New analysis reveals a key source of early stage startup funding, family offices, have boomed in the last decade
The growing wealth of the top end of town has seen an explosion in the creation of family offices over the last decade, according to new analysis.
That boom is good news for anyone looking to work in the space, since it’s a lucrative role according to the KPMG Australian Family Office Compensation Benchmark Report 2023.
The survey, produced by KPMG, together with Agreus and The Table Club, offers a glimpse into remuneration in the male-dominated family offices sector.
CEOs pocket between $396,000 and $500k a year with CFOs taking home $330-396k. But if you want the job, it helps to be a bloke – 92% of CEOs and 88% of family office personnel are male.

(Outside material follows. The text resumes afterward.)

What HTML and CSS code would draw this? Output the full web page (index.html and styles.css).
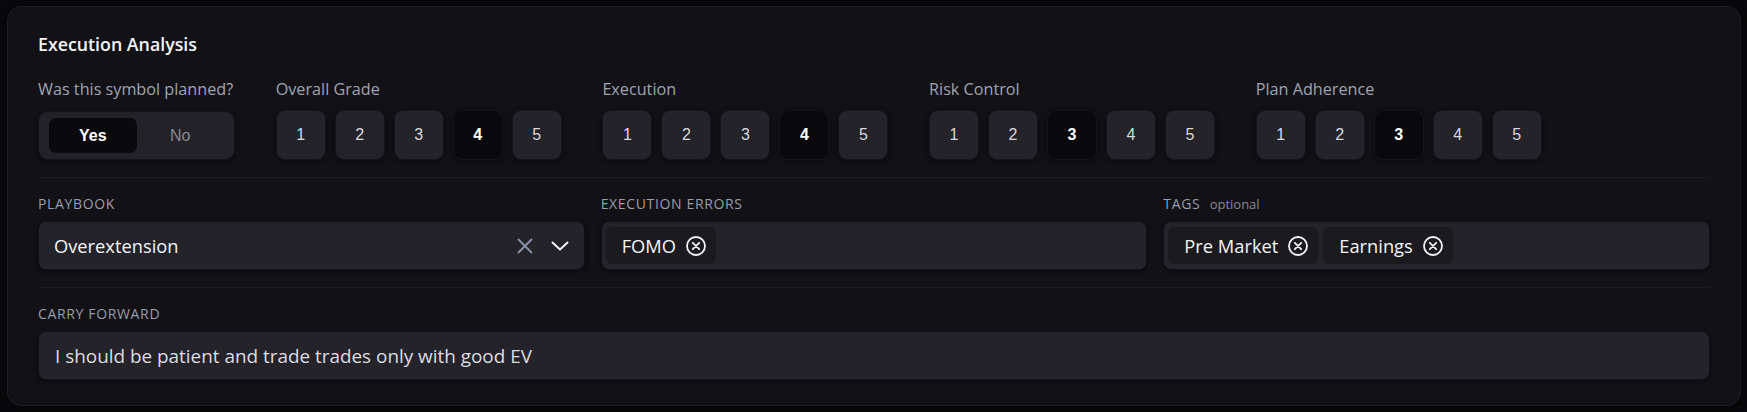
FILE: index.html
```html
<!DOCTYPE html>
<html lang="en">
<head>
<meta charset="utf-8">
<title>Execution Analysis</title>
<link rel="stylesheet" href="styles.css">
</head>
<body>
<section class="card">
  <h2 class="card-title">Execution Analysis</h2>

  <div class="ratings">
    <div class="group">
      <div class="group-label">Was this symbol planned?</div>
      <div class="toggle">
        <button class="toggle-btn is-on">Yes</button>
        <button class="toggle-btn">No</button>
      </div>
    </div>
    <div class="group">
      <div class="group-label">Overall Grade</div>
      <div class="grades">
        <button class="grade">1</button><button class="grade">2</button><button class="grade">3</button><button class="grade is-on">4</button><button class="grade">5</button>
      </div>
    </div>
    <div class="group">
      <div class="group-label">Execution</div>
      <div class="grades">
        <button class="grade">1</button><button class="grade">2</button><button class="grade">3</button><button class="grade is-on">4</button><button class="grade">5</button>
      </div>
    </div>
    <div class="group">
      <div class="group-label">Risk Control</div>
      <div class="grades">
        <button class="grade">1</button><button class="grade">2</button><button class="grade is-on">3</button><button class="grade">4</button><button class="grade">5</button>
      </div>
    </div>
    <div class="group">
      <div class="group-label">Plan Adherence</div>
      <div class="grades">
        <button class="grade">1</button><button class="grade">2</button><button class="grade is-on">3</button><button class="grade">4</button><button class="grade">5</button>
      </div>
    </div>
  </div>

  <div class="section fields">
    <div class="field">
      <div class="field-label">Playbook</div>
      <div class="box select">
        <span class="select-value">Overextension</span>
        <span class="select-icons">
          <svg class="ico-clear" width="16" height="16" viewBox="0 0 16 16"><path d="M1.5 1.5 L14.5 14.5 M14.5 1.5 L1.5 14.5" stroke="#8a93a8" stroke-width="1.8" fill="none" stroke-linecap="round"/></svg>
          <svg class="ico-chev" width="18" height="10" viewBox="0 0 18 10"><path d="M1.5 1.5 L9 8.5 L16.5 1.5" stroke="#f2f2f4" stroke-width="2" fill="none" stroke-linecap="round" stroke-linejoin="round"/></svg>
        </span>
      </div>
    </div>
    <div class="field">
      <div class="field-label">Execution Errors</div>
      <div class="box chips">
        <span class="chip">FOMO<svg class="chip-x" width="20" height="20" viewBox="0 0 20 20"><circle cx="10" cy="10" r="9" stroke="#f2f2f4" stroke-width="1.8" fill="none"/><path d="M6.8 6.8 L13.2 13.2 M13.2 6.8 L6.8 13.2" stroke="#f2f2f4" stroke-width="1.8" stroke-linecap="round"/></svg></span>
      </div>
    </div>
    <div class="field">
      <div class="field-label">Tags <span class="optional">optional</span></div>
      <div class="box chips">
        <span class="chip">Pre Market<svg class="chip-x" width="20" height="20" viewBox="0 0 20 20"><circle cx="10" cy="10" r="9" stroke="#f2f2f4" stroke-width="1.8" fill="none"/><path d="M6.8 6.8 L13.2 13.2 M13.2 6.8 L6.8 13.2" stroke="#f2f2f4" stroke-width="1.8" stroke-linecap="round"/></svg></span>
        <span class="chip">Earnings<svg class="chip-x" width="20" height="20" viewBox="0 0 20 20"><circle cx="10" cy="10" r="9" stroke="#f2f2f4" stroke-width="1.8" fill="none"/><path d="M6.8 6.8 L13.2 13.2 M13.2 6.8 L6.8 13.2" stroke="#f2f2f4" stroke-width="1.8" stroke-linecap="round"/></svg></span>
      </div>
    </div>
  </div>

  <div class="section">
    <div class="field">
      <div class="field-label">Carry Forward</div>
      <div class="box text-input">I should be patient and trade trades only with good EV</div>
    </div>
  </div>
</section>
</body>
</html>
```

FILE: styles.css
```css
* { box-sizing: border-box; }

html, body {
  margin: 0;
  background: #09090b;
}

body {
  font-family: "Open Sans", "Noto Sans", sans-serif;
  color: #e6e6ea;
  height: 412px;
  overflow: hidden;
}

.card {
  margin: 6px 6px 0 7px;
  background: #111116;
  border: 1px solid #1d1d24;
  border-radius: 14px;
  padding: 25px 30px 25px 30px;
  box-shadow: 0 2px 10px rgba(0, 0, 0, 0.5);
}

.card-title {
  margin: 0 0 22px;
  font-size: 17.8px;
  line-height: 24px;
  font-weight: 600;
  color: #f4f4f6;
}

.ratings {
  display: flex;
  gap: 40.7px;
  align-items: flex-start;
}

.group {
  display: flex;
  flex-direction: column;
  gap: 10px;
}

.group-label {
  font-size: 16.2px;
  line-height: 22px;
  color: #a0a4b0;
  white-space: nowrap;
}

.toggle {
  display: flex;
  width: 197px;
  height: 49px;
  padding: 6px 10px;
  margin-top: 1px;
  background: #222228;
  border: 1px solid #12141e;
  border-radius: 10px;
  box-shadow: 0 1px 4px rgba(0, 0, 0, 0.45);
}

.toggle-btn {
  flex: 1;
  border: 0;
  background: transparent;
  border-radius: 7px;
  font-family: "Liberation Sans", Arial, sans-serif;
  font-size: 16px;
  color: #8a8a92;
  padding: 0;
}

.toggle-btn.is-on {
  background: #0a0a0d;
  color: #ffffff;
  font-weight: 700;
}

.grades {
  display: flex;
  gap: 9px;
}

.grade {
  width: 50px;
  height: 50px;
  padding: 0;
  background: #232329;
  border: 1px solid #14161f;
  border-radius: 9px;
  font-family: "Liberation Sans", Arial, sans-serif;
  font-size: 16px;
  color: #d8d8de;
  box-shadow: 0 1px 5px rgba(0, 0, 0, 0.45);
}

.grade.is-on {
  background: #09090c;
  color: #ffffff;
  font-weight: 700;
}

.section {
  margin-top: 17px;
  padding-top: 16px;
  border-top: 1px solid #1b1b21;
}

.section + .section {
  margin-top: 17px;
}

.fields {
  display: grid;
  grid-template-columns: repeat(3, 1fr);
  gap: 16px;
}

.field {
  display: flex;
  flex-direction: column;
  gap: 7px;
}

.field-label {
  font-size: 14px;
  line-height: 20px;
  text-transform: uppercase;
  letter-spacing: 0.65px;
  color: #9a9eaa;
}

.optional {
  margin-left: 5px;
  text-transform: none;
  letter-spacing: 0;
  font-size: 13px;
  color: #868a96;
}

.box {
  height: 49px;
  background: #232329;
  border: 1px solid #10131e;
  border-radius: 8px;
  box-shadow: 0 1px 4px rgba(0, 0, 0, 0.45);
  font-size: 18.3px;
  color: #f4f4f6;
}

.select {
  display: flex;
  align-items: center;
  justify-content: space-between;
  padding: 0 15px;
}

.select-icons {
  display: flex;
  align-items: center;
  gap: 18px;
}

.chips {
  display: flex;
  align-items: center;
  gap: 5px;
  padding: 0 4px;
}

.chip {
  display: flex;
  align-items: center;
  gap: 10px;
  height: 37px;
  padding: 0 10px 0 16px;
  background: #1a1a1f;
  border-radius: 6px;
}

.chip-x {
  display: block;
}

.text-input {
  display: flex;
  align-items: center;
  padding: 0 16px;
  font-size: 18.9px;
  color: #dcdce0;
}
```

The survey founder that 40% of family offices are looking to hire staff in 2023 and 33% of family office professionals will look for a new role this year.
A family office is typically set up for people with more than $10 million in assets as a multi-generational investment vehicle in recent years they’ve played a key role on the Australian startup investment scene, with early stage funding.
Notable examples include Grok Ventures, the family office of Atlassian billionaire Mike Cannon-Brookes, the Fairfax family’s Marinya Capital, Alex Waislitz’s Thorney Investment Group, and Alberts Impact Capital.
Nearly 6 in 10 (57%) of the offices were created in the last decade.
The KPMG survey found that while 60% of the family offices survey have an investment committee in place, only 44% have a succession plan.
KPMG’s Global Head of Family Business., Robyn Langford, said that single more than 50% having Assets Under Management of $1 million to $500 million, and 58% having formal governance procedures in place.
“Family offices are increasingly shaping themselves with a corporate-style structure reflected in their approaches to investment, succession planning, governance – and recruitment,” she said.
They’re largely small, with fewer than 30% of family offices employing more than 10 people, with 50% staffed by five people or less, compared to the global average of 23%.
But the number of employees does not necessarily dictate the amount of financial capital under the office’s control. Australian respondents to the survey reported that 40% were managing wealth on behalf of only one generation, 35% were managing wealth on behalf of two generations, 20% were working for three generations and 5% were working on behalf of four or more generations. In the US, 18% manage wealth on behalf of four or more generations.
Langsford said the family offices responding to the survey, the sector employs anywhere between 10,000 and 20,000 people in Australia, with that number doubling over the past decade.
“There’s now a larger public understanding of what a family office does; one can now describe themselves as working for a family office and not need to explain what that means. Many family office employees have previous experience working with the family, either as part of the existing family business or in splitting roles across the family business and an embedded family office,” she said
“Loyalty is can important characteristic of family office employment and suggests that the evidence of extended tenure inside family firms follows on into their family office environment.”
The survey also highlights the growing importance of the concept of ‘how, where and when I work’ to all talent as a precursor to their engagement with family offices. So too is the relationship of the employer to the individual’s own values and sense of social responsibility.
“The rise in the influence of impact investment and belief in the importance of how capital is utilised was a theme that ran through our survey of family offices in 2021, where 70% of respondents had either invested in or were conscious of developing an investment strategy around impact. It is a sentiment that is shared by many employees,” Langford said.